What about you? Do you think YA has a writing style? Do you agree or disagree? Tell me in the comments!



3 thoughts on “Is YA a Writing Style?

  1. ooooh, this was an interesting post, and i really enjoyed it! i agree with you when you say that we shouldn’t really coddle teenagers. i also agree with how you say that YA books tend to be written differently. i’ve definitely read more YA than new adult/adult, but when i do read the latter, i can definitely see the difference in writing styles. great post!!


  2. This was very interesting. Now that I’m thinking about it, I kind of agree with you. YA does seem to be more like a style right now than anything. YA has a certain feel to it that NA and Adult books don’t. They’re not as heavy with description and most of them are much more actions packed. Explicit scenes in YA are also usually toned down to where they almost never directly mention the word “sex”. I must really read Nevernight now. Awesome post!

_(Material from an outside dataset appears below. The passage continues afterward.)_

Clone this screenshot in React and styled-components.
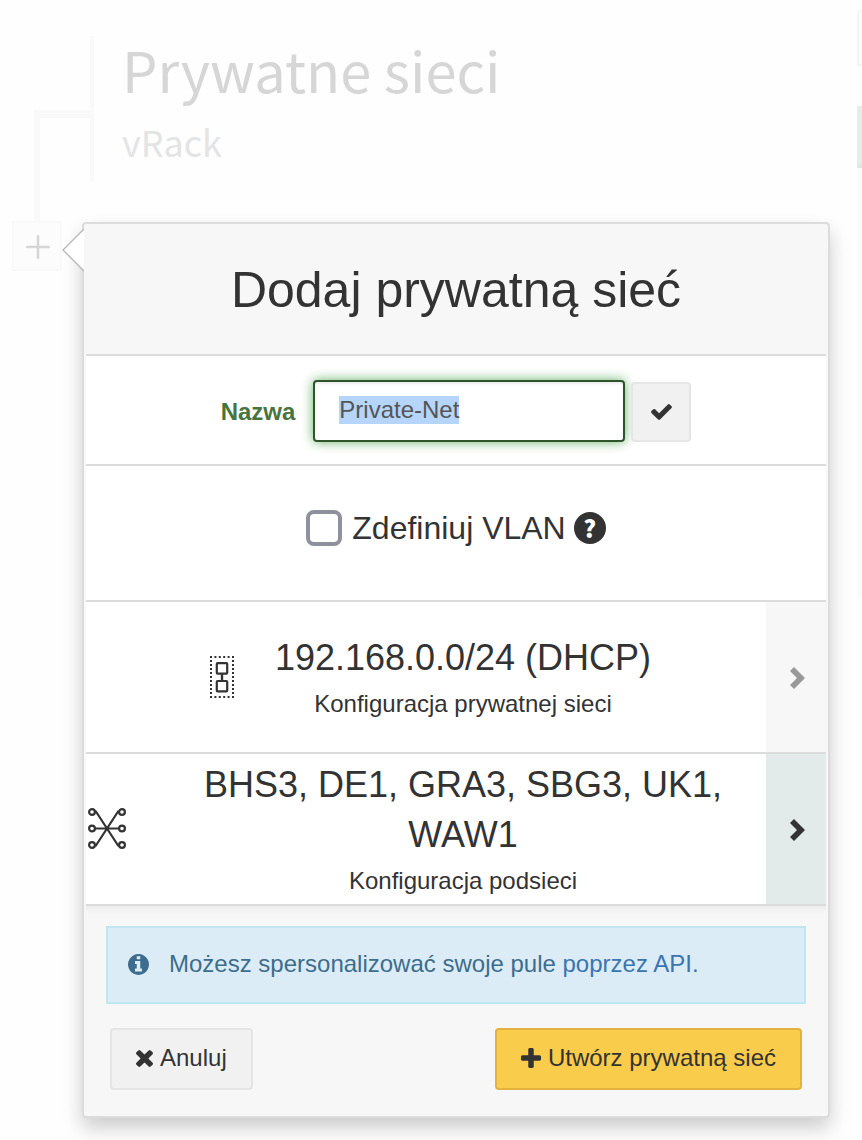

  3. I think YA has a writing style, and thinking about it, I’m not quite sure what. For one, the dialogue is structured in a way that is different to adult novels – maybe the dialogue takes more of a center stage? Sometimes I think the dialogue has a ‘dialectic’ quality, and a lot of exploration takes place in the interactions between characters.
    Also, the characters’ introspection, if any, is written in a different way. It’s more pronounced, whereas adult novels (from the ones I have read anyway) have less introspection or it is more subtle. Blah, I’m not sure.